My Higher Power Did Not Abandon Me

In December of 1999, I was 10 years sober in SA and working for a defense contractor. It was the era of Millennium bug, and no one knew what sort of effect the change of millennia would have on computer systems (the answer: not much). To help out in this effort, I was sent from my home in Maryland to Tampa, Florida to assist U.S. Special Operations Command with documenting their Y2K compliance.

This was the first time I had ever gone away for an extended length of time by myself, and I was a bit fearful about this prospect. My wife would not be coming with me; I would visit her on a few weekends, but she was only able to come to Tampa once. It made for an emotional Christmas, the first time I ever “came home” for the holiday. When I returned to Tampa, I rang in the new millennium at a party hosted by another S-fellowship.

I had to adjust to a lot of things: staying at a hotel alone, figuring out my per diem, making my own meals so I didn’t have to go out for dinner all the time, learning the lay of the land, avoiding the abundant triggersome locales, and so forth. I had to surrender the nagging feeling I had that my presence there did not matter to anyone. I also had to pray for the pretty lady coworker who came down with me; I knew nothing would be gained by spending time with her, but that didn’t mean I had no desire to do so.

I made lots of phone calls to SA members back home, running up a bill of hundreds of dollars. Eventually I obtained a cell phone which helped considerably both in price and convenience. Those calls helped keep me sane. I was part of the SANet email list, another way to stay connected to the fellowship in the days long before phone or Zoom meetings. I also tried to carry the message to others whom I encountered.

Weekends (other than those spent back at home) were the greatest challenge for me because I had no idea of what to do with myself. I had time on my hands and no one to spend it with. All I knew was that I was going to find nothing but lust by staying put in my room. While I did not have my TV removed, I did return the remote control to the front desk. I talked it over with the base chaplain who admitted to having the same issue of aloneness, and told him about SA as well. At his suggestion, I began taking walks through various state parks. I avoided the really touristy areas and enjoyed the flora and fauna of west central Florida. I joined a community choir and appreciated having something to look forward to during the week. God was giving me what I needed, if not what I wanted.
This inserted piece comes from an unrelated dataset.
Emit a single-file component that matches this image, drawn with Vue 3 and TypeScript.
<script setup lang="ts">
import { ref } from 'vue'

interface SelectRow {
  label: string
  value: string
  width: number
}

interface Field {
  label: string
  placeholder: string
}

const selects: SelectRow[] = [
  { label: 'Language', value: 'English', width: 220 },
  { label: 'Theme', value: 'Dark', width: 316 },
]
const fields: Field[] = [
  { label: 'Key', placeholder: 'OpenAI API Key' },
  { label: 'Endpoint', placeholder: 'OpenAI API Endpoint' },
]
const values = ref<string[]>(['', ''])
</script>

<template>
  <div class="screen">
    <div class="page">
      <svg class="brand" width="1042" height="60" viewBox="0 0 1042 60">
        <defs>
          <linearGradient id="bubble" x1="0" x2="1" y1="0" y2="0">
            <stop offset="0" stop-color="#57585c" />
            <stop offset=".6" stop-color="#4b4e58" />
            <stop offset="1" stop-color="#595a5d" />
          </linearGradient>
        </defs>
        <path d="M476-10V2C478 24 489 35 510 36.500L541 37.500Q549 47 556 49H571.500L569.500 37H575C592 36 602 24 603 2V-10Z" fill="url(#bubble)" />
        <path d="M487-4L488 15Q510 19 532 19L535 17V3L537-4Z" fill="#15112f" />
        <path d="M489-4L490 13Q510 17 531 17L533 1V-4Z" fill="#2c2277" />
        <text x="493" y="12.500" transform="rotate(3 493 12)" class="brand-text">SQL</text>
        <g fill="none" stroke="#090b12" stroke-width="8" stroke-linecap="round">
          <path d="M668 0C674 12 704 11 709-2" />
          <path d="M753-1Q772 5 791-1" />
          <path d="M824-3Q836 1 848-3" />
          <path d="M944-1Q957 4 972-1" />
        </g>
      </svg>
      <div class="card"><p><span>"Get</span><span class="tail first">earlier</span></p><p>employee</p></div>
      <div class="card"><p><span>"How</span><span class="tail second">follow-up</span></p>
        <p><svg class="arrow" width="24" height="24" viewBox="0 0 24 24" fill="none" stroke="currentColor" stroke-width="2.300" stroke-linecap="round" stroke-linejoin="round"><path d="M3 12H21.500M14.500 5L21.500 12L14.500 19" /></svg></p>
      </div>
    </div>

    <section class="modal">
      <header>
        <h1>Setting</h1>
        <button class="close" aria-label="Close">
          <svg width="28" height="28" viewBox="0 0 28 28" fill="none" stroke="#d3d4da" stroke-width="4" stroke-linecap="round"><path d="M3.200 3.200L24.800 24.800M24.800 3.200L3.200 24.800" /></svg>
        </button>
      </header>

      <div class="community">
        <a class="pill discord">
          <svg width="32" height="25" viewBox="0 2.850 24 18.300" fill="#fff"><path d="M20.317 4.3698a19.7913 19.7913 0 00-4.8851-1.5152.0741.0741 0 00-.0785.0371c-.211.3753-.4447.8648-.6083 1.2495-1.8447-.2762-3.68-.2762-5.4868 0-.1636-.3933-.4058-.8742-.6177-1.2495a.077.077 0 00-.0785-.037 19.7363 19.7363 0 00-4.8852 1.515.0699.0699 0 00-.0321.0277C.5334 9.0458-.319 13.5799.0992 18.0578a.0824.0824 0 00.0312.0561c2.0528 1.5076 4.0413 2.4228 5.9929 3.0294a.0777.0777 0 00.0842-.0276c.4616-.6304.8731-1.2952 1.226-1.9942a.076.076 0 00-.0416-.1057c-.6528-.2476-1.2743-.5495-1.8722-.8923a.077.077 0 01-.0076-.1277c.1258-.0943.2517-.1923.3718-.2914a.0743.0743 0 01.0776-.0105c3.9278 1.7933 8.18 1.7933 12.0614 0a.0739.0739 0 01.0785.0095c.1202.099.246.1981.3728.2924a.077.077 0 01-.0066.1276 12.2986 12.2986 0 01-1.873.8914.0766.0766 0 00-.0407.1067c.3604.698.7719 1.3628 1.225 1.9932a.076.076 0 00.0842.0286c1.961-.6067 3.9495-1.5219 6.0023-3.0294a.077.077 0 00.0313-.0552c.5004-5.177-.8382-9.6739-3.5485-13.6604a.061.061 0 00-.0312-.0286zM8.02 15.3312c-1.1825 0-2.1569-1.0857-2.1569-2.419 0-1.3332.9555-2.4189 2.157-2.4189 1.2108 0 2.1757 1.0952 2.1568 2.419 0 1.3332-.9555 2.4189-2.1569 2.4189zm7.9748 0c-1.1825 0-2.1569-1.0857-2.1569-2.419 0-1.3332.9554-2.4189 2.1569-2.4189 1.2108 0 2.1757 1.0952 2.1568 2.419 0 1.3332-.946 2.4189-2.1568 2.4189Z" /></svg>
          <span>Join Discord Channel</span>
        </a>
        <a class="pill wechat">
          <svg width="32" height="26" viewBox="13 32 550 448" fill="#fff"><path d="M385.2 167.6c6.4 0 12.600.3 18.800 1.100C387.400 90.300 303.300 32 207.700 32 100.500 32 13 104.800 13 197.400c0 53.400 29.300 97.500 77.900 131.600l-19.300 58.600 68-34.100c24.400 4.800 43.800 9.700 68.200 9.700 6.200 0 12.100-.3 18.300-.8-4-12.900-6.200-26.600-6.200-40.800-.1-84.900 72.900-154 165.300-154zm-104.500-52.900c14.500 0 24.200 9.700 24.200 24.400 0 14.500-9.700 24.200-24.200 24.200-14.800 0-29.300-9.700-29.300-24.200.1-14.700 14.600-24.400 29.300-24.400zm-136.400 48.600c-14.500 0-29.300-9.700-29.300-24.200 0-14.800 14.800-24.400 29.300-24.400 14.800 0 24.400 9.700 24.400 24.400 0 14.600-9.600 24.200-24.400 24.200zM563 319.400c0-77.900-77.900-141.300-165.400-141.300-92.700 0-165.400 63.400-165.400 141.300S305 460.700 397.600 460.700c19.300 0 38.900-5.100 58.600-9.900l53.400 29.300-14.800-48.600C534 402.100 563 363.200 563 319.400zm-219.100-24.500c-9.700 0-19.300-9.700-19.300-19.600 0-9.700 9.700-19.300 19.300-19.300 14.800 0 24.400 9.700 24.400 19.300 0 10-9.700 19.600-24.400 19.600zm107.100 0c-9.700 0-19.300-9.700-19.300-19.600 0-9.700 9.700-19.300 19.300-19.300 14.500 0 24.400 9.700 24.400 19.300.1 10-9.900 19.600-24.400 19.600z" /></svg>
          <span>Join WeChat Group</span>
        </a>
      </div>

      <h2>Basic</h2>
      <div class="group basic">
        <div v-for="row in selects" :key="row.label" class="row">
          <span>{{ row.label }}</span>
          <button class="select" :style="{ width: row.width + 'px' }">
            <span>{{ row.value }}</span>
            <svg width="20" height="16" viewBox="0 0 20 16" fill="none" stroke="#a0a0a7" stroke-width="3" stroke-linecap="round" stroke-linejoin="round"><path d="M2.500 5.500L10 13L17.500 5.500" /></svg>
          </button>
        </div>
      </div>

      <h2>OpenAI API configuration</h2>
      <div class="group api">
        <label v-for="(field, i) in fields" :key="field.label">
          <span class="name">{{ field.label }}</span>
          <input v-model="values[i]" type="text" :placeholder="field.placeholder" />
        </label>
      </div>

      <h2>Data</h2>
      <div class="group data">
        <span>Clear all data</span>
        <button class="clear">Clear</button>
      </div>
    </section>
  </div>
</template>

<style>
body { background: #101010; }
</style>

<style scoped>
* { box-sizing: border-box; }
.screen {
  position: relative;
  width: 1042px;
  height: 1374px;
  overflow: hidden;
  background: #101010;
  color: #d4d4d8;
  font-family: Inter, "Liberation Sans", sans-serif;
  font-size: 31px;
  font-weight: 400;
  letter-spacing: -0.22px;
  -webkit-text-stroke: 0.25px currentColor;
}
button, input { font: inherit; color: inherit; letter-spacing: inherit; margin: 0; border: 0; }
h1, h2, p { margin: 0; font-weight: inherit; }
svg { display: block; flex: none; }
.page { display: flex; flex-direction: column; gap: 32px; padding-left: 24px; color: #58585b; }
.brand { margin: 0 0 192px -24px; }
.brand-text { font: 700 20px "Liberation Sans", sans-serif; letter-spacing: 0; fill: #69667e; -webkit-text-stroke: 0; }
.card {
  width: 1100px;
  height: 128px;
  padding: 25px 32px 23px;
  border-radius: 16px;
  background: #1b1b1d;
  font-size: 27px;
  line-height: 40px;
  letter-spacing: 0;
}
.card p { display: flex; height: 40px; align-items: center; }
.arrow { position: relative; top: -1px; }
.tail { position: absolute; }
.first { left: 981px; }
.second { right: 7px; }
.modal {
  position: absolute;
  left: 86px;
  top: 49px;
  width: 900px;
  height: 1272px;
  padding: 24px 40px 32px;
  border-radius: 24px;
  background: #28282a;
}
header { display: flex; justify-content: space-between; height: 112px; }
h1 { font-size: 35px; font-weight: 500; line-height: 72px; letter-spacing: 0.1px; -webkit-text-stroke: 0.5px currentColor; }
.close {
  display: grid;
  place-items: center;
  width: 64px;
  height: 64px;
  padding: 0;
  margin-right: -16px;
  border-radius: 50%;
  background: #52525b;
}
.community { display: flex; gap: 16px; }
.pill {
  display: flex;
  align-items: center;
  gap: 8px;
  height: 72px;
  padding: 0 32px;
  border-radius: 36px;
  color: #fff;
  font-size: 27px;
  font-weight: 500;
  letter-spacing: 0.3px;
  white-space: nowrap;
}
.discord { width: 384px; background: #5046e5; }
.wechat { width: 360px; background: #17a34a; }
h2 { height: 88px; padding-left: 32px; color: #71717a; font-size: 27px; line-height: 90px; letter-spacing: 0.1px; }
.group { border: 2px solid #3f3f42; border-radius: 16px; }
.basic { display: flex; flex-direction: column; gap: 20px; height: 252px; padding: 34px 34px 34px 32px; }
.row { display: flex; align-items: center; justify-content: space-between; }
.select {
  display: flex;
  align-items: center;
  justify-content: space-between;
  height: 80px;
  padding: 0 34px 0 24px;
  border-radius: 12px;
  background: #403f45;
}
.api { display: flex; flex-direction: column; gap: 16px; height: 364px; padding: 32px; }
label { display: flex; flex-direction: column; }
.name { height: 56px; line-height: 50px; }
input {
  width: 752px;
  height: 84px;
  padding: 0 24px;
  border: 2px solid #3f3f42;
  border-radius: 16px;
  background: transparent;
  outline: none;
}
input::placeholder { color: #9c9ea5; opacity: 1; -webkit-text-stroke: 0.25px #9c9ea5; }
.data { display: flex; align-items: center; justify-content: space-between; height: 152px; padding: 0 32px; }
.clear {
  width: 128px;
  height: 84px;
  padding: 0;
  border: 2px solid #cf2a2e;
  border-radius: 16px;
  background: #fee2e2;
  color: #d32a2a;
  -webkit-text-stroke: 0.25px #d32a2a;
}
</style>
Speaking of things to look forward to, I cannot possibly write this without a hat tip to the members of the Thursday night SA meeting in Lakeland, about an hour away from where I was staying. I did not miss a single meeting while I was there, and I clung to it like a shipwreck survivor to a life ring. It kept me focused on recovery during this difficult time. There were no SA meetings in the Tampa Bay area back then, although I did meet a member who had just relocated to a northern suburb for his retirement, and had informal meetings with him and another interested SA, often in my hotel room. On some weekends I would drive to meetings in the northern suburbs of Orlando or even over to Daytona Beach or Titusville on the Atlantic coast. Finally, I managed to fly up to the January Nashville “Together 2000” convention.

My work tour was supposed to last until the end of March, but I was instead sent home early that month, meaning I would not be able to perform with the choir at a famous music hall. Within two weeks of returning to Maryland from Florida, I was laid off because the follow-on work the contractor expected from Y2K never materialized. That led to several months of unemployment, but just as with my Florida sojourn, my Higher Power saw me through it.

One of the first things my first sponsor said to me was, “One of these days, you will realize you are never alone.” It may not have always felt that way in Tampa, but when I look back on that time, I see how Higher Power definitely had me in His care. I was able to do what I did not think I was capable of doing, and He did not abandon me.